Il background classico di Berselli suggerisce il concept che ispira i passi di “Orfeo L’Ha Fatto Apposta”: la trasposizione del mito di Orfeo ed Euridice in una contemporaneità ovattata, color seppia, tra dissezioni di fugaci incontri a feste comuni (“Quanti Anni Hai?”), frustrazioni personali (“Diluire”), ingiallite rimembranze proustiane (“In Diretta”) e relazioni ambivalenti (“Cordiali Saluti”, di gran lunga la migliore, è quella che, fra tutte, richiama in maniera più esplicita il sottotesto comune). La scrittura, raffinata sia negli arrangiamenti che nelle armonizzazioni, mette in evidenza melodie vocali ariose e, a tratti, non semplici, ma controllate alla perfezione (gli onirismi di “Niobe” stanno tra il Moltheni de “I Segreti Del Corallo” e l’Alessandro Grazian di “Armi”). Particolare ed insolita è la cura devoluta all’interplay strumentale, che disegna interessanti arabeschi tra post rock “gentile”, spigolature wave e rievocazioni delle migliori pagine del recente cantautorato tricolore (gli ultimi Marlene Kuntz spuntano anche tra le textures di “Brindisi”): tant’è che – nemmeno troppo paradossalmente – gli episodi migliori sono proprio quelli non cantati, fra i trilli barocchi di “Sintetizzatore”, gli evocativi riverberi à la Nicker Hill Orchestra di “Mediterraneo Di Notte” e i drone in crescendo di “Leggero”.

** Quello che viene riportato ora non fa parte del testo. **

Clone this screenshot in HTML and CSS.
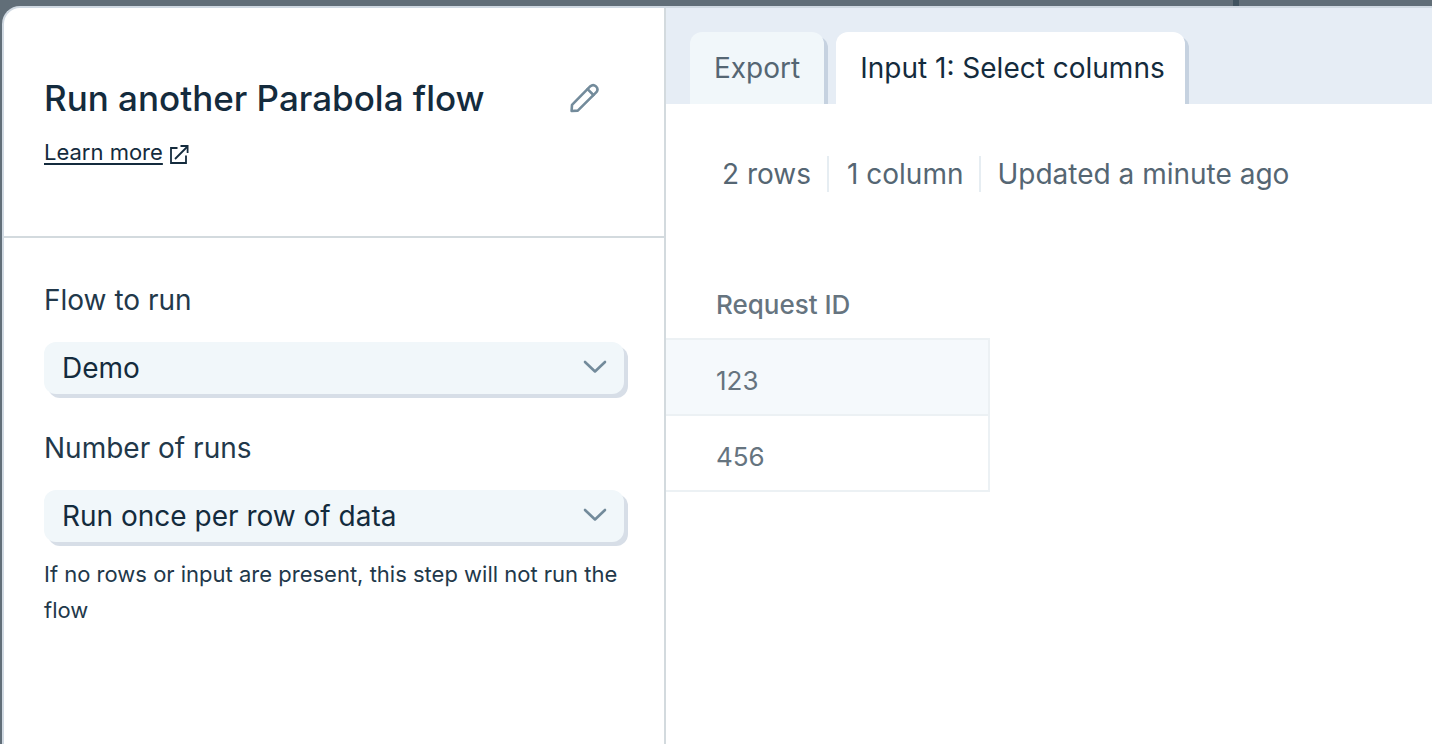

La materia prima, oltre ad essere molto interessante, vive di una certa originalità e di una spontanea sincerità che troppo spesso i giovani songwriter hanno fretta – a torto – di uccidere in culla. Qualche pomposo frangente pecca ancora di troppa ambizione (il recital capovilliano ad effetto di “Diluire” e le intense vibrazioni corali di “In Diretta” suonano un po’ fuori posto), ma il tempo per limare le imperfezioni non manca di certo. Nel disco, prodotto da Tommaso Mantelli, compaiono, in nuove vesti, tre pezzi (“Quanti Anni Hai?”, “Brindisi”, “Debole (Senza Regole)”) già contenuti nell’EP preparatorio “Debole (Senza Regole)” di due anni fa.